>> begin GIVEN MATERIAL

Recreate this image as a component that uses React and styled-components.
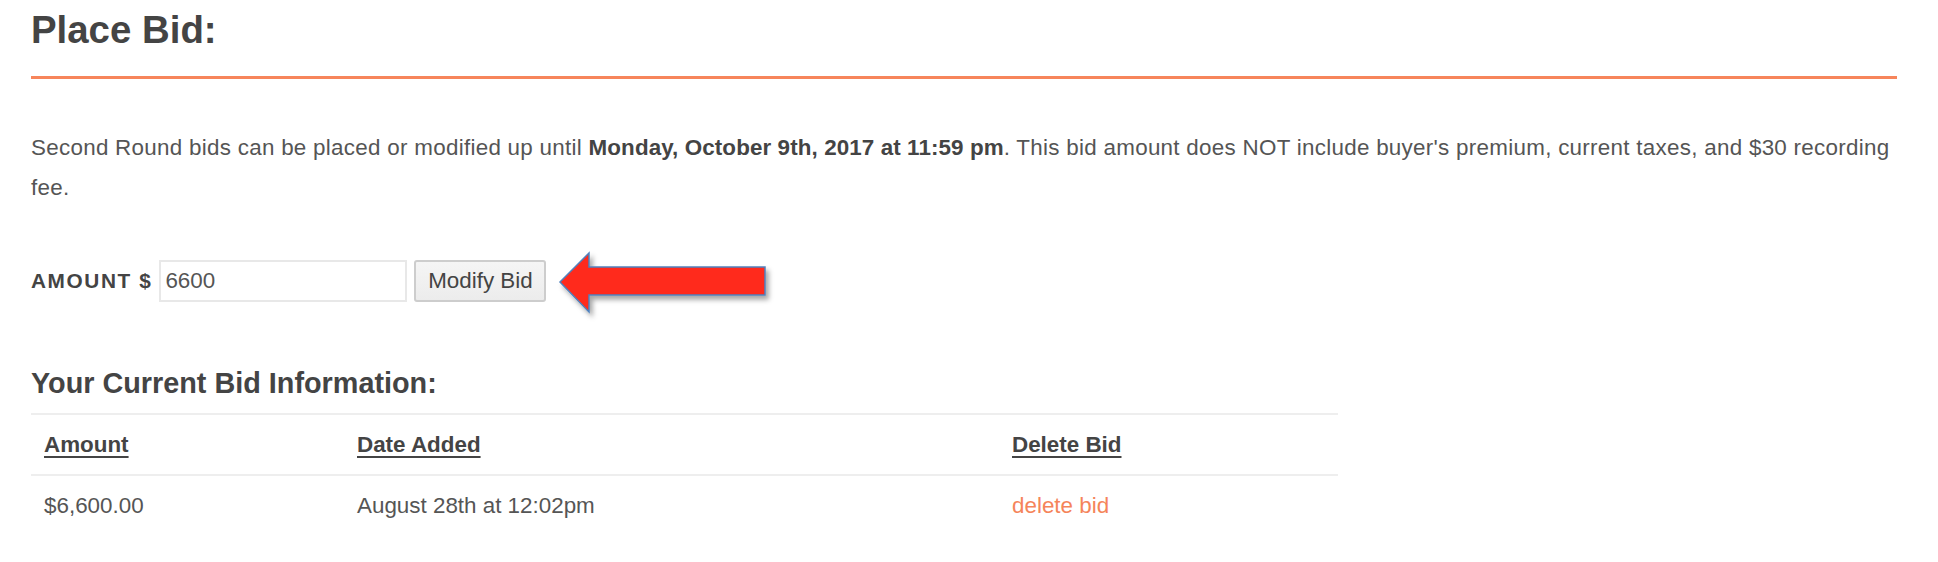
import React, { useState } from 'react';
import styled, { createGlobalStyle } from 'styled-components';

const GlobalStyle = createGlobalStyle`
  html, body {
    margin: 0;
    padding: 0;
    background: #fff;
  }
  body {
    font-family: "Liberation Sans", Arial, Helvetica, sans-serif;
    color: #555;
  }
`;

const Page = styled.div`
  width: 1866px;
  padding: 0 41px 0 31px;
`;

const Title = styled.h1`
  margin: 7px 0 0;
  padding-bottom: 23px;
  border-bottom: 3px solid #f7855b;
  font-size: 38.4px;
  line-height: 46px;
  font-weight: bold;
  color: #444;
`;

const Notice = styled.p`
  margin: 49px 0 0;
  font-size: 22.4px;
  line-height: 40px;
  letter-spacing: 0.28px;
  color: #555;

  strong {
    color: #444;
    letter-spacing: 0.1px;
  }
`;

const BidForm = styled.form`
  display: flex;
  align-items: center;
  margin-top: 52px;
  height: 42px;
`;

const Label = styled.label`
  font-size: 20.8px;
  font-weight: bold;
  letter-spacing: 1.6px;
  color: #444;
  margin-right: 7px;
`;

const AmountInput = styled.input`
  box-sizing: border-box;
  width: 248px;
  height: 42px;
  padding: 0 4px;
  border: 2px solid #e8e8e8;
  font-family: inherit;
  font-size: 22.4px;
  color: #555;
  outline: none;
`;

const SubmitButton = styled.button`
  box-sizing: border-box;
  width: 132px;
  height: 42px;
  margin-left: 7px;
  border: 2px solid #cdcdcd;
  border-radius: 3px;
  background: linear-gradient(#f5f5f5, #ececec);
  font-family: inherit;
  font-size: 22.4px;
  color: #444;
  cursor: pointer;
`;

const Arrow = styled.svg`
  display: block;
  margin-left: 7px;
  overflow: visible;
`;

const SubTitle = styled.h2`
  margin: 64px 0 0;
  font-size: 28.8px;
  line-height: 34.5px;
  font-weight: bold;
  color: #444;
`;

const BidTable = styled.table`
  width: 1307px;
  margin-top: 12px;
  border-collapse: collapse;
  font-size: 22.4px;
  line-height: 35px;
`;

const HeadCell = styled.th`
  width: ${(p) => p.$width}px;
  padding: 12px 13px;
  border-top: 2px solid #eee;
  text-align: left;
  font-weight: bold;
  color: #444;
  text-decoration: underline;
  text-decoration-thickness: 2px;
  text-underline-offset: 4px;
`;

const Cell = styled.td`
  padding: 12px 13px;
  border-top: 2px solid #eee;
  color: #555;
`;

const DeleteLink = styled.a`
  color: #f5845a;
  text-decoration: none;
  cursor: pointer;
`;

const RedArrow = () => (
  <Arrow width="222" height="70" viewBox="0 0 222 70">
    <defs>
      <filter id="arrowShadow" x="-10%" y="-20%" width="130%" height="160%">
        <feDropShadow dx="3" dy="4" stdDeviation="2.5" floodColor="#000" floodOpacity="0.35" />
      </filter>
    </defs>
    <polygon
      points="7,36 36,7 36,21 212,21 212,49 36,49 36,66"
      fill="#ff2a1a"
      stroke="#4f81bd"
      strokeWidth="1.5"
      strokeLinejoin="miter"
      filter="url(#arrowShadow)"
    />
  </Arrow>
);

const App = () => {
  const [amount, setAmount] = useState('6600');
  const [bids, setBids] = useState([
    { amount: '$6,600.00', date: 'August 28th at 12:02pm' },
  ]);

  return (
    <Page>
      <GlobalStyle />
      <Title>Place Bid:</Title>
      <Notice>
        Second Round bids can be placed or modified up until{' '}
        <strong>Monday, October 9th, 2017 at 11:59 pm</strong>. This bid amount does NOT include
        buyer's premium, current taxes, and $30 recording fee.
      </Notice>
      <BidForm onSubmit={(e) => e.preventDefault()}>
        <Label htmlFor="amount">AMOUNT $</Label>
        <AmountInput id="amount" value={amount} onChange={(e) => setAmount(e.target.value)} />
        <SubmitButton type="submit">Modify Bid</SubmitButton>
        <RedArrow />
      </BidForm>
      <SubTitle>Your Current Bid Information:</SubTitle>
      <BidTable>
        <thead>
          <tr>
            <HeadCell $width={287}>Amount</HeadCell>
            <HeadCell $width={629}>Date Added</HeadCell>
            <HeadCell>Delete Bid</HeadCell>
          </tr>
        </thead>
        <tbody>
          {bids.map((bid, i) => (
            <tr key={i}>
              <Cell>{bid.amount}</Cell>
              <Cell>{bid.date}</Cell>
              <Cell>
                <DeleteLink onClick={() => setBids(bids.filter((_, j) => j !== i))}>delete bid</DeleteLink>
              </Cell>
            </tr>
          ))}
        </tbody>
      </BidTable>
    </Page>
  );
};

export default App;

>> end GIVEN MATERIAL

TASK STATEMENT: Leave the images out and output the remaining material exactly as it stands.

PROBLEM SOLUTION:
Recreate this image as a component that uses React and styled-components.
import React, { useState } from 'react';
import styled, { createGlobalStyle } from 'styled-components';

const GlobalStyle = createGlobalStyle`
  html, body {
    margin: 0;
    padding: 0;
    background: #fff;
  }
  body {
    font-family: "Liberation Sans", Arial, Helvetica, sans-serif;
    color: #555;
  }
`;

const Page = styled.div`
  width: 1866px;
  padding: 0 41px 0 31px;
`;

const Title = styled.h1`
  margin: 7px 0 0;
  padding-bottom: 23px;
  border-bottom: 3px solid #f7855b;
  font-size: 38.4px;
  line-height: 46px;
  font-weight: bold;
  color: #444;
`;

const Notice = styled.p`
  margin: 49px 0 0;
  font-size: 22.4px;
  line-height: 40px;
  letter-spacing: 0.28px;
  color: #555;

  strong {
    color: #444;
    letter-spacing: 0.1px;
  }
`;

const BidForm = styled.form`
  display: flex;
  align-items: center;
  margin-top: 52px;
  height: 42px;
`;

const Label = styled.label`
  font-size: 20.8px;
  font-weight: bold;
  letter-spacing: 1.6px;
  color: #444;
  margin-right: 7px;
`;

const AmountInput = styled.input`
  box-sizing: border-box;
  width: 248px;
  height: 42px;
  padding: 0 4px;
  border: 2px solid #e8e8e8;
  font-family: inherit;
  font-size: 22.4px;
  color: #555;
  outline: none;
`;

const SubmitButton = styled.button`
  box-sizing: border-box;
  width: 132px;
  height: 42px;
  margin-left: 7px;
  border: 2px solid #cdcdcd;
  border-radius: 3px;
  background: linear-gradient(#f5f5f5, #ececec);
  font-family: inherit;
  font-size: 22.4px;
  color: #444;
  cursor: pointer;
`;

const Arrow = styled.svg`
  display: block;
  margin-left: 7px;
  overflow: visible;
`;

const SubTitle = styled.h2`
  margin: 64px 0 0;
  font-size: 28.8px;
  line-height: 34.5px;
  font-weight: bold;
  color: #444;
`;

const BidTable = styled.table`
  width: 1307px;
  margin-top: 12px;
  border-collapse: collapse;
  font-size: 22.4px;
  line-height: 35px;
`;

const HeadCell = styled.th`
  width: ${(p) => p.$width}px;
  padding: 12px 13px;
  border-top: 2px solid #eee;
  text-align: left;
  font-weight: bold;
  color: #444;
  text-decoration: underline;
  text-decoration-thickness: 2px;
  text-underline-offset: 4px;
`;

const Cell = styled.td`
  padding: 12px 13px;
  border-top: 2px solid #eee;
  color: #555;
`;

const DeleteLink = styled.a`
  color: #f5845a;
  text-decoration: none;
  cursor: pointer;
`;

const RedArrow = () => (
  <Arrow width="222" height="70" viewBox="0 0 222 70">
    <defs>
      <filter id="arrowShadow" x="-10%" y="-20%" width="130%" height="160%">
        <feDropShadow dx="3" dy="4" stdDeviation="2.5" floodColor="#000" floodOpacity="0.35" />
      </filter>
    </defs>
    <polygon
      points="7,36 36,7 36,21 212,21 212,49 36,49 36,66"
      fill="#ff2a1a"
      stroke="#4f81bd"
      strokeWidth="1.5"
      strokeLinejoin="miter"
      filter="url(#arrowShadow)"
    />
  </Arrow>
);

const App = () => {
  const [amount, setAmount] = useState('6600');
  const [bids, setBids] = useState([
    { amount: '$6,600.00', date: 'August 28th at 12:02pm' },
  ]);

  return (
    <Page>
      <GlobalStyle />
      <Title>Place Bid:</Title>
      <Notice>
        Second Round bids can be placed or modified up until{' '}
        <strong>Monday, October 9th, 2017 at 11:59 pm</strong>. This bid amount does NOT include
        buyer's premium, current taxes, and $30 recording fee.
      </Notice>
      <BidForm onSubmit={(e) => e.preventDefault()}>
        <Label htmlFor="amount">AMOUNT $</Label>
        <AmountInput id="amount" value={amount} onChange={(e) => setAmount(e.target.value)} />
        <SubmitButton type="submit">Modify Bid</SubmitButton>
        <RedArrow />
      </BidForm>
      <SubTitle>Your Current Bid Information:</SubTitle>
      <BidTable>
        <thead>
          <tr>
            <HeadCell $width={287}>Amount</HeadCell>
            <HeadCell $width={629}>Date Added</HeadCell>
            <HeadCell>Delete Bid</HeadCell>
          </tr>
        </thead>
        <tbody>
          {bids.map((bid, i) => (
            <tr key={i}>
              <Cell>{bid.amount}</Cell>
              <Cell>{bid.date}</Cell>
              <Cell>
                <DeleteLink onClick={() => setBids(bids.filter((_, j) => j !== i))}>delete bid</DeleteLink>
              </Cell>
            </tr>
          ))}
        </tbody>
      </BidTable>
    </Page>
  );
};

export default App;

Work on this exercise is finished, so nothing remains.